AUSTIN (KXAN) — Months before coronavirus hit Texas, Anna Samaratunga had her consultation and made her appointment for surgery.
It was something she was excited about and couldn’t wait to get done, but then COVID-19 halted her surgery until just a few weeks ago.
“I had an implant exchange,” explained Samaratunga. “And then I also had a… Brazilian Bottom Lift.”
The mom, 36, said she wasn’t worried about the virus because of all the precautions being taken.
“I feel like everything is held to a specific standard, but now the standards are higher to try to help minimize the spread,” explained Samaratunga.
Virtual consultations, staggering appointments, curbside check-in and COVID-19 testing are among steps being taken by some doctors before elective surgeries.
Dr. Johnny Franco, founder of More Beautiful You Plastic Surgery, said his practice has seen a 20% increase of new patients scheduling just this month.

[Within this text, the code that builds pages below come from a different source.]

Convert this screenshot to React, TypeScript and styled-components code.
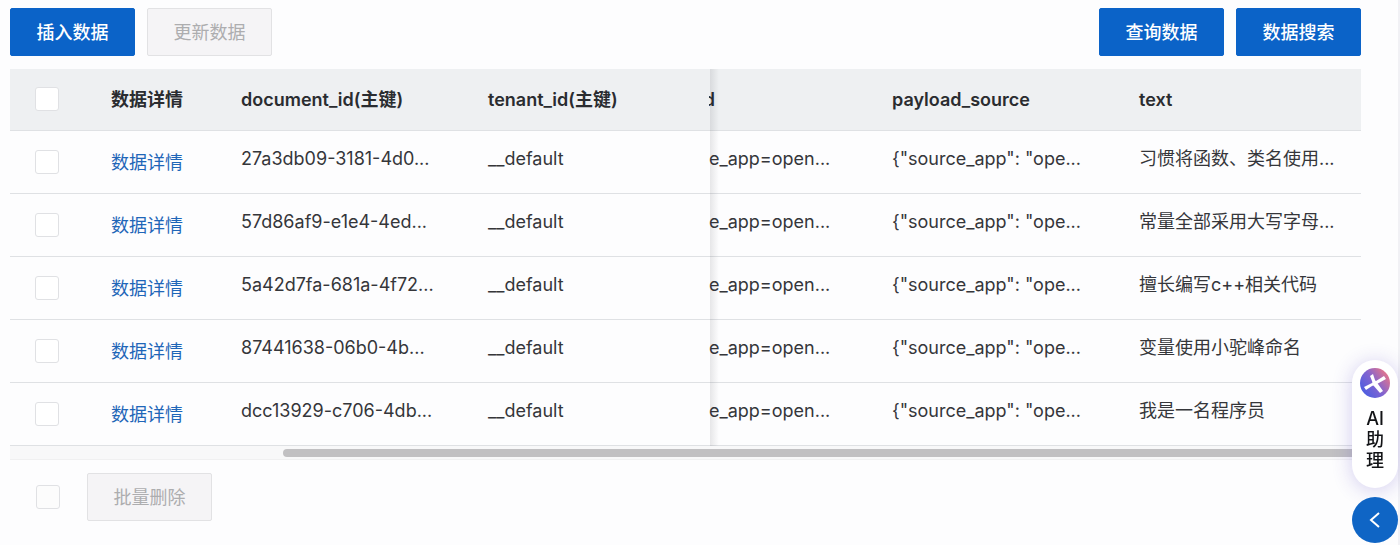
import React from "react";
import styled, { createGlobalStyle } from "styled-components";

const GlobalStyle = createGlobalStyle`
  * { box-sizing: border-box; }
  body {
    margin: 0;
    background: #fdfdfe;
    color: #35363a;
    font-family: Inter, "Noto Sans CJK SC", sans-serif;
    font-optical-sizing: none;
    font-size: 18px;
    line-height: 26px;
  }
`;

const Page = styled.main`
  min-height: 100vh;
  padding: 8px 37px 24px 10px;
  border-right: 2px solid #f1f1f5;
`;

const Bar = styled.div`
  display: flex;
  align-items: center;
  gap: 12px;
  margin-bottom: 13px;
`;

const Spacer = styled.div`
  flex: 1;
`;

const Button = styled.button<{ $primary?: boolean }>`
  width: 125px;
  height: 48px;
  padding: 2px 0 0;
  border: 1px solid ${(p) => (p.$primary ? "#0b63c8" : "#e2e2e4")};
  border-radius: 2px;
  background: ${(p) => (p.$primary ? "#0b63c8" : "#f5f4f6")};
  color: ${(p) => (p.$primary ? "#ffffff" : "#adadaf")};
  font: inherit;
  font-weight: ${(p) => (p.$primary ? 500 : 400)};
`;

const Check = styled.input`
  appearance: none;
  display: block;
  width: 24px;
  height: 24px;
  margin: 0;
  border: 1px solid #e0e1e4;
  border-radius: 3px;
  background: #ffffff;
  &:disabled { background: #fcfcfc; }
`;

const TableFrame = styled.div`
  position: relative;
`;

const Table = styled.table`
  width: 100%;
  table-layout: fixed;
  border-collapse: separate;
  border-spacing: 0;
`;

const Col = styled.col<{ $w?: number }>`
  width: ${(p) => (p.$w ? `${p.$w}px` : "auto")};
`;

const Head = styled.th<{ $pad?: number; $bottom?: number }>`
  height: 62px;
  padding: 0 0 ${(p) => p.$bottom ?? 0}px ${(p) => p.$pad ?? 20}px;
  border-bottom: 1px solid #dfe1e4;
  background: #eef0f2;
  color: #2a2c30;
  font-weight: 600;
  text-align: left;
  white-space: nowrap;
`;

const Cell = styled.td<{ $pad?: number; $top?: number; $bottom?: number }>`
  height: 63px;
  padding: ${(p) => p.$top ?? 0}px 0 ${(p) => p.$bottom ?? 0}px ${(p) => p.$pad ?? 20}px;
  border-bottom: 1px solid #dfe1e4;
  white-space: nowrap;
`;

const DetailLink = styled.a`
  color: #1f66b8;
  text-decoration: none;
`;

const Clipped = styled.span`
  display: flex;
  justify-content: flex-end;
  width: 6px;
  overflow: hidden;
`;

const PinShadow = styled.div`
  position: absolute;
  top: 0;
  bottom: 0;
  left: 700px;
  width: 9px;
  background: linear-gradient(to right, rgba(30, 30, 40, 0.1), rgba(30, 30, 40, 0));
  pointer-events: none;
`;

const ScrollTrack = styled.div`
  height: 14px;
  padding: 3px 0 3px 273px;
  border-bottom: 1px solid #f0f0f1;
  background: #f8f8f9;
`;

const ScrollThumb = styled.div`
  height: 8px;
  border-radius: 4px;
  background: #c1c0c2;
`;

const Footer = styled.div`
  display: flex;
  align-items: center;
  gap: 27px;
  margin-top: 13px;
  padding-left: 26px;
`;

const Dock = styled.aside`
  position: fixed;
  right: 2px;
  bottom: 2px;
  display: flex;
  flex-direction: column;
  gap: 9px;
  width: 46px;
`;

const Assistant = styled.button`
  display: flex;
  flex-direction: column;
  align-items: center;
  gap: 10px;
  height: 128px;
  padding: 8px 0 0;
  border: 0;
  border-radius: 23px;
  background: #ffffff;
  box-shadow: 0 2px 20px rgba(70, 50, 190, 0.24);
  color: #121316;
  font: inherit;
  font-weight: 500;
  line-height: 21px;
`;

const AssistantLabel = styled.span`
  width: 20px;
  text-align: center;
`;

const Expand = styled.button`
  display: grid;
  place-items: center;
  height: 46px;
  padding: 0;
  border: 0;
  border-radius: 50%;
  background: #0f65c5;
`;

const rows = [
  { id: "27a3db09-3181-4d0...", text: "习惯将函数、类名使用..." },
  { id: "57d86af9-e1e4-4ed...", text: "常量全部采用大写字母..." },
  { id: "5a42d7fa-681a-4f72...", text: "擅长编写c++相关代码" },
  { id: "87441638-06b0-4b...", text: "变量使用小驼峰命名" },
  { id: "dcc13929-c706-4db...", text: "我是一名程序员" },
];

function AssistantLogo() {
  return (
    <svg width="30" height="30" viewBox="0 0 30 30" aria-hidden="true">
      <defs>
        <linearGradient id="logo" x1="0.1" y1="0.8" x2="0.9" y2="0.2">
          <stop offset="0" stopColor="#4f5ee0" />
          <stop offset="0.5" stopColor="#8264d0" />
          <stop offset="1" stopColor="#e0748f" />
        </linearGradient>
      </defs>
      <circle cx="15" cy="15" r="15" fill="url(#logo)" />
      <path d="M10 8L13 6L15 12L18 16L23 23L20 25L13 17L12 13Z" fill="#fff" />
      <path d="M24 8L26 11L17 16L12 18L6 22L4 19L12 15L16 13Z" fill="#fff" />
    </svg>
  );
}

export default function App() {
  return (
    <>
      <GlobalStyle />
      <Page>
        <Bar>
          <Button $primary>插入数据</Button>
          <Button disabled>更新数据</Button>
          <Spacer />
          <Button $primary>查询数据</Button>
          <Button $primary>数据搜索</Button>
        </Bar>
        <TableFrame>
          <Table>
            <colgroup>
              <Col $w={81} />
              <Col $w={130} />
              <Col $w={247} />
              <Col $w={241} />
              <Col $w={163} />
              <Col $w={247} />
              <Col />
            </colgroup>
            <thead>
              <tr>
                <Head $pad={25} $bottom={2}><Check type="checkbox" aria-label="全选" /></Head>
                <Head>数据详情</Head>
                <Head>document_id(主键)</Head>
                <Head>tenant_id(主键)</Head>
                <Head $pad={0}><Clipped>d</Clipped></Head>
                <Head>payload_source</Head>
                <Head>text</Head>
              </tr>
            </thead>
            <tbody>
              {rows.map((row) => (
                <tr key={row.id}>
                  <Cell $pad={25}><Check type="checkbox" aria-label={row.id} /></Cell>
                  <Cell $top={2}><DetailLink href="#">数据详情</DetailLink></Cell>
                  <Cell $bottom={6}>{row.id}</Cell>
                  <Cell $bottom={6}>__default</Cell>
                  <Cell $bottom={6} $pad={0}>e_app=open...</Cell>
                  <Cell $bottom={6}>{'{"source_app": "ope...'}</Cell>
                  <Cell $bottom={6}>{row.text}</Cell>
                </tr>
              ))}
            </tbody>
          </Table>
          <PinShadow />
        </TableFrame>
        <ScrollTrack><ScrollThumb /></ScrollTrack>
        <Footer>
          <Check type="checkbox" aria-label="选择全部数据" disabled />
          <Button disabled>批量删除</Button>
        </Footer>
      </Page>
      <Dock>
        <Assistant>
          <AssistantLogo />
          <AssistantLabel>AI 助理</AssistantLabel>
        </Assistant>
        <Expand aria-label="展开">
          <svg width="16" height="16" viewBox="0 0 16 16" fill="none" stroke="#fff" strokeWidth="2" aria-hidden="true">
            <path d="M12 1L4 8L12 15" />
          </svg>
        </Expand>
      </Dock>
    </>
  );
}
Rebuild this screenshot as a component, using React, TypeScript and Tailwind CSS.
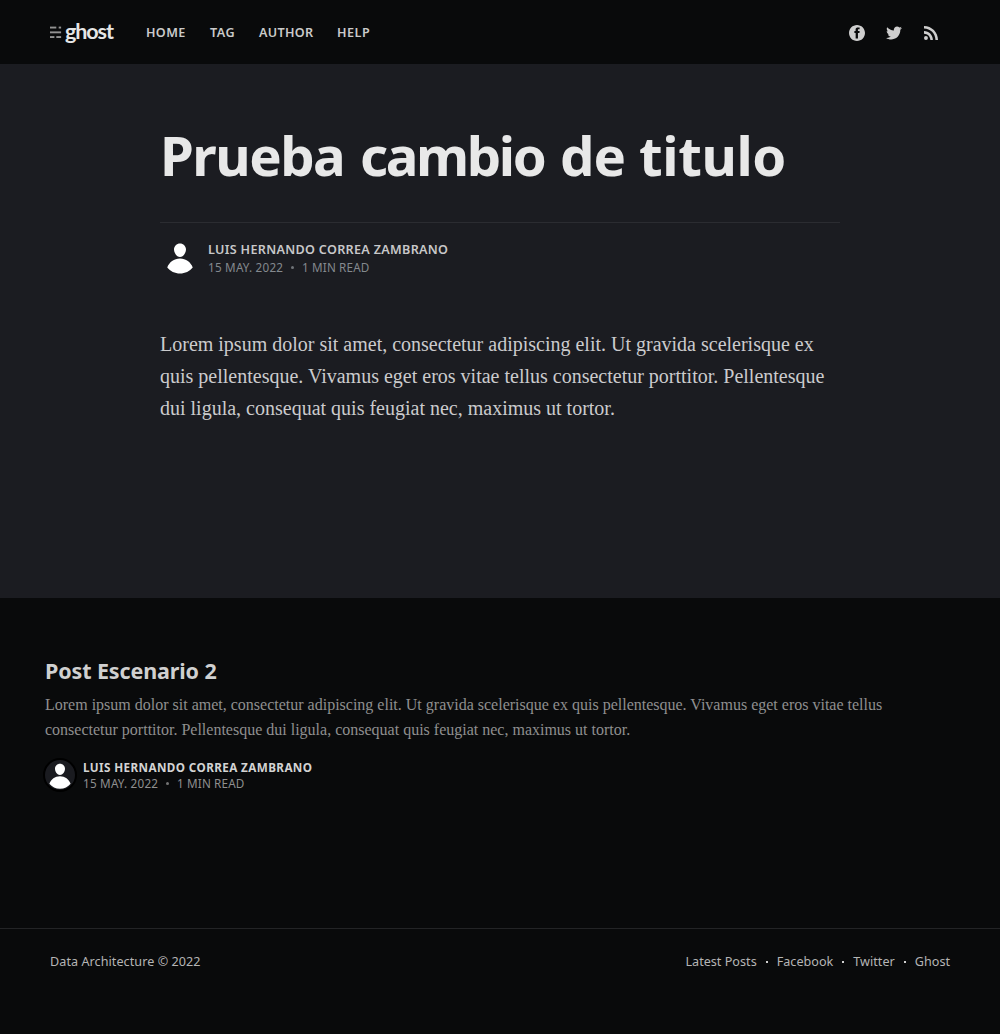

“What we are hearing in our practice is that people have time to get things done that they’d been putting off because they were under time constraints prior to the pandemic,” Franco explained. “Now that they are looking at going back to work, they want to take care of these procedures before that happens since most people will not be able to ask for time off for a while.”
Franco said patients are getting screened at least three times before procedures and tested for COVID-19 about a week before surgery. His office provides a saliva test for patients.
He explained that they moved in that direction and have had to stagger appointments, because there aren’t enough tests for doctors to do the level of testing needed so that the virus doesn’t spread.
“I don’t think there’s enough rapid test. I think that has made it very, very difficult,” he said. “We’ve been able to find ways and places to do it. We just… purchased all of the testing kits ourselves. So, we just buy them and this way patients don’t have to worry about it. We give it to them, we set up the days for them, and this way we try and take all of the obstacles out for patients — because I think it’s that important.”
The Texas Medical Association, which represents doctors across the state, explained that there are no specific guidance on testing for elective procedures and it’s up to each practice on how to handle it.
A TMA spokesperson said the CDC acknowledges considerations about making sure facilities follow infection control guidance and have enough equipment such as personal protective equipment (PPE) and testing supplies should they do elective procedures.
Franco said ideally he would love to get patients tested the day before surgery. Right now the saliva tests are taking three to six days to process.
“That’s why we have them self-quarantine themselves from a week before they take the test, from when they take the test and until their surgery,” Dr. Franco explained.